• **DIRECTION**
Reproduce the listing exactly, with no pictures in your copy.
···
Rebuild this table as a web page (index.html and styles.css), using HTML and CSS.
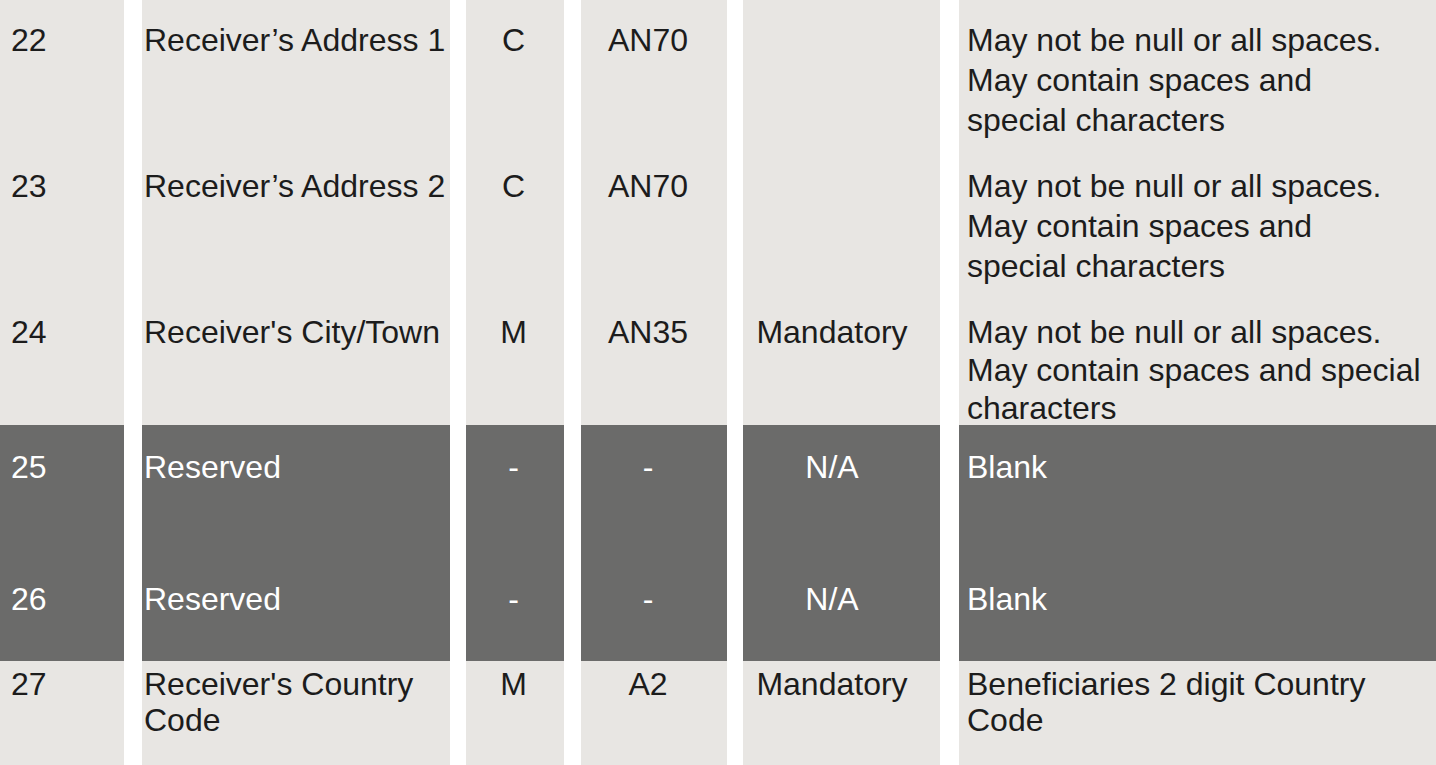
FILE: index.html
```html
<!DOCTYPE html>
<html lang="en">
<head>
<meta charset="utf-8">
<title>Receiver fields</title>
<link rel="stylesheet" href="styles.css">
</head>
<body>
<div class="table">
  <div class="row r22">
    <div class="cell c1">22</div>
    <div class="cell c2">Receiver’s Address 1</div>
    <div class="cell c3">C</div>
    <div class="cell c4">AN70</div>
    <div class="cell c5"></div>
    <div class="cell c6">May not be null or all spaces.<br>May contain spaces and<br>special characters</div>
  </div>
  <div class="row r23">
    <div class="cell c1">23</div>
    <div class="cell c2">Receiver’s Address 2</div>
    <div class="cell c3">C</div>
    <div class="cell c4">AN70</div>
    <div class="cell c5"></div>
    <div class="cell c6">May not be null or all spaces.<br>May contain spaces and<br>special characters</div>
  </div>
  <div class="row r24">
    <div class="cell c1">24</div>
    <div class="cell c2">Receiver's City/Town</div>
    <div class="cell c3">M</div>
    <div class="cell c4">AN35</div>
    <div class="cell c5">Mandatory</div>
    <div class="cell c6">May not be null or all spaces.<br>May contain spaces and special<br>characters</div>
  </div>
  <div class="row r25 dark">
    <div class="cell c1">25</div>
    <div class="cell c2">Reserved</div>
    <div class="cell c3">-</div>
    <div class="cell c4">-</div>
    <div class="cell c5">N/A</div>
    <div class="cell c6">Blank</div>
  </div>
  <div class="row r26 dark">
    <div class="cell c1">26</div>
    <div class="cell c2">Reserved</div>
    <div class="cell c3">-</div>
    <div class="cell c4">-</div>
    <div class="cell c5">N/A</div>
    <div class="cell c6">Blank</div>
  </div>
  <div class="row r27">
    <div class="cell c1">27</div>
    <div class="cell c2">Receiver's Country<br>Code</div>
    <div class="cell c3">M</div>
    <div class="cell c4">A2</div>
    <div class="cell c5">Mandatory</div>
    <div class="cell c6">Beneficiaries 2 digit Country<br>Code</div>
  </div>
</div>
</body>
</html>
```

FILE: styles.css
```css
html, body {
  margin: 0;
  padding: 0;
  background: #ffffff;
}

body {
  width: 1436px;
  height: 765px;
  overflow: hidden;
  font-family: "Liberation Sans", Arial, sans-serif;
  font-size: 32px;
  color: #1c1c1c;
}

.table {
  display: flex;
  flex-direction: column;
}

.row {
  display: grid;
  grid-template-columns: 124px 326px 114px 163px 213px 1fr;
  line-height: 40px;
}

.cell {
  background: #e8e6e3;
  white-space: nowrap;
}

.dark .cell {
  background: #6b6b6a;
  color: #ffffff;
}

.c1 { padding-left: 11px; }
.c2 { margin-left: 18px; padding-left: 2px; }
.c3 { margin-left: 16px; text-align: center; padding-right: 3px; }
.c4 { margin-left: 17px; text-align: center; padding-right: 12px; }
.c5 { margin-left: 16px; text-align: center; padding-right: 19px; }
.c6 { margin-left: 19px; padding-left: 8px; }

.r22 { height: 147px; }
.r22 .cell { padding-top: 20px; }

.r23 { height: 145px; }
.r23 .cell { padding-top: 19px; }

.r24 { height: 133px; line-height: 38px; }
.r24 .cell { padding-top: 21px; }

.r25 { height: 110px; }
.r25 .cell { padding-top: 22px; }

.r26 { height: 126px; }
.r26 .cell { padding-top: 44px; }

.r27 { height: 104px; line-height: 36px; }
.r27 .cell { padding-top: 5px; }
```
···
• **REPLY**
Rebuild this table as a web page (index.html and styles.css), using HTML and CSS.
FILE: index.html
```html
<!DOCTYPE html>
<html lang="en">
<head>
<meta charset="utf-8">
<title>Receiver fields</title>
<link rel="stylesheet" href="styles.css">
</head>
<body>
<div class="table">
  <div class="row r22">
    <div class="cell c1">22</div>
    <div class="cell c2">Receiver’s Address 1</div>
    <div class="cell c3">C</div>
    <div class="cell c4">AN70</div>
    <div class="cell c5"></div>
    <div class="cell c6">May not be null or all spaces.<br>May contain spaces and<br>special characters</div>
  </div>
  <div class="row r23">
    <div class="cell c1">23</div>
    <div class="cell c2">Receiver’s Address 2</div>
    <div class="cell c3">C</div>
    <div class="cell c4">AN70</div>
    <div class="cell c5"></div>
    <div class="cell c6">May not be null or all spaces.<br>May contain spaces and<br>special characters</div>
  </div>
  <div class="row r24">
    <div class="cell c1">24</div>
    <div class="cell c2">Receiver's City/Town</div>
    <div class="cell c3">M</div>
    <div class="cell c4">AN35</div>
    <div class="cell c5">Mandatory</div>
    <div class="cell c6">May not be null or all spaces.<br>May contain spaces and special<br>characters</div>
  </div>
  <div class="row r25 dark">
    <div class="cell c1">25</div>
    <div class="cell c2">Reserved</div>
    <div class="cell c3">-</div>
    <div class="cell c4">-</div>
    <div class="cell c5">N/A</div>
    <div class="cell c6">Blank</div>
  </div>
  <div class="row r26 dark">
    <div class="cell c1">26</div>
    <div class="cell c2">Reserved</div>
    <div class="cell c3">-</div>
    <div class="cell c4">-</div>
    <div class="cell c5">N/A</div>
    <div class="cell c6">Blank</div>
  </div>
  <div class="row r27">
    <div class="cell c1">27</div>
    <div class="cell c2">Receiver's Country<br>Code</div>
    <div class="cell c3">M</div>
    <div class="cell c4">A2</div>
    <div class="cell c5">Mandatory</div>
    <div class="cell c6">Beneficiaries 2 digit Country<br>Code</div>
  </div>
</div>
</body>
</html>
```

FILE: styles.css
```css
html, body {
  margin: 0;
  padding: 0;
  background: #ffffff;
}

body {
  width: 1436px;
  height: 765px;
  overflow: hidden;
  font-family: "Liberation Sans", Arial, sans-serif;
  font-size: 32px;
  color: #1c1c1c;
}

.table {
  display: flex;
  flex-direction: column;
}

.row {
  display: grid;
  grid-template-columns: 124px 326px 114px 163px 213px 1fr;
  line-height: 40px;
}

.cell {
  background: #e8e6e3;
  white-space: nowrap;
}

.dark .cell {
  background: #6b6b6a;
  color: #ffffff;
}

.c1 { padding-left: 11px; }
.c2 { margin-left: 18px; padding-left: 2px; }
.c3 { margin-left: 16px; text-align: center; padding-right: 3px; }
.c4 { margin-left: 17px; text-align: center; padding-right: 12px; }
.c5 { margin-left: 16px; text-align: center; padding-right: 19px; }
.c6 { margin-left: 19px; padding-left: 8px; }

.r22 { height: 147px; }
.r22 .cell { padding-top: 20px; }

.r23 { height: 145px; }
.r23 .cell { padding-top: 19px; }

.r24 { height: 133px; line-height: 38px; }
.r24 .cell { padding-top: 21px; }

.r25 { height: 110px; }
.r25 .cell { padding-top: 22px; }

.r26 { height: 126px; }
.r26 .cell { padding-top: 44px; }

.r27 { height: 104px; line-height: 36px; }
.r27 .cell { padding-top: 5px; }
```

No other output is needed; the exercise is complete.